The Entoto Observatory installed twin 1m telescopes in early 2014, and science operations began in early 2015. Final commissioning was completed by early 2015 after the installation of essential supplemental equipment. Currently, it is financed by a consortium of universities, ESSS, and the Ethiopian government. It plans to expand the center in Lalibela and other towns.

==History==
The Entoto Observatory and Space Science Research Center (EORC) was initiated during the establishment of the Ethiopian Space Science Society (ESSS) in 2004. The first initiative was conducted by the board members of ESSS and established the Astronomy and Space Science Research center at Entoto and the Ethiopian Highlands. In 2011, the owner was asked by ESSS to develop a draft list of science initiatives to support the establishment of the center. The center was established in 2012, supported by numerous private and public universities around the world.

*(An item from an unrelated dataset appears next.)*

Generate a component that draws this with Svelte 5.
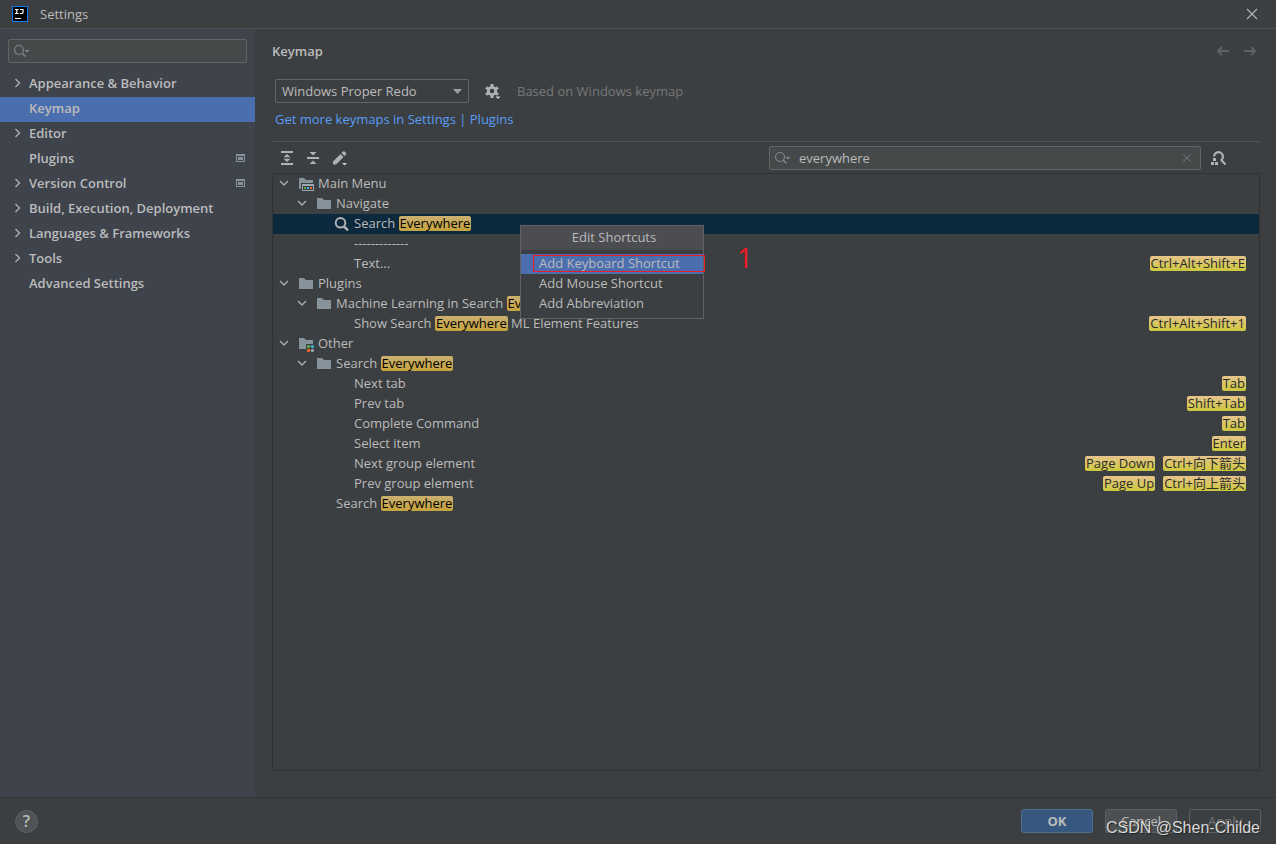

In 2013, the two domes for the twin telescopes were completed by deserting the trees. The Entoto Observatory has twin 1m telescope installed in early 2014, and science operations began in early 2015. Final commissioning was completed by early 2015 after installment of internet connections, scientific equipment, lighting systems, and testing equipment. Currently it is financed by a consortium of universities, ESSS and the Ethiopian government.

==Future benefit==
The Entoto Observatory offers benefits to Ethiopian astronomers and those in the East African region. It also intended to boost research programs and a student training center. The initiative also selected a potentially ideal place such as Lalibela for a research center. Two sites have been set up with the requisite equipment (DIMMs, automatic weather stations, all sky cameras, sky brightness monitors), and infrastructure support (roads, housing) has been established.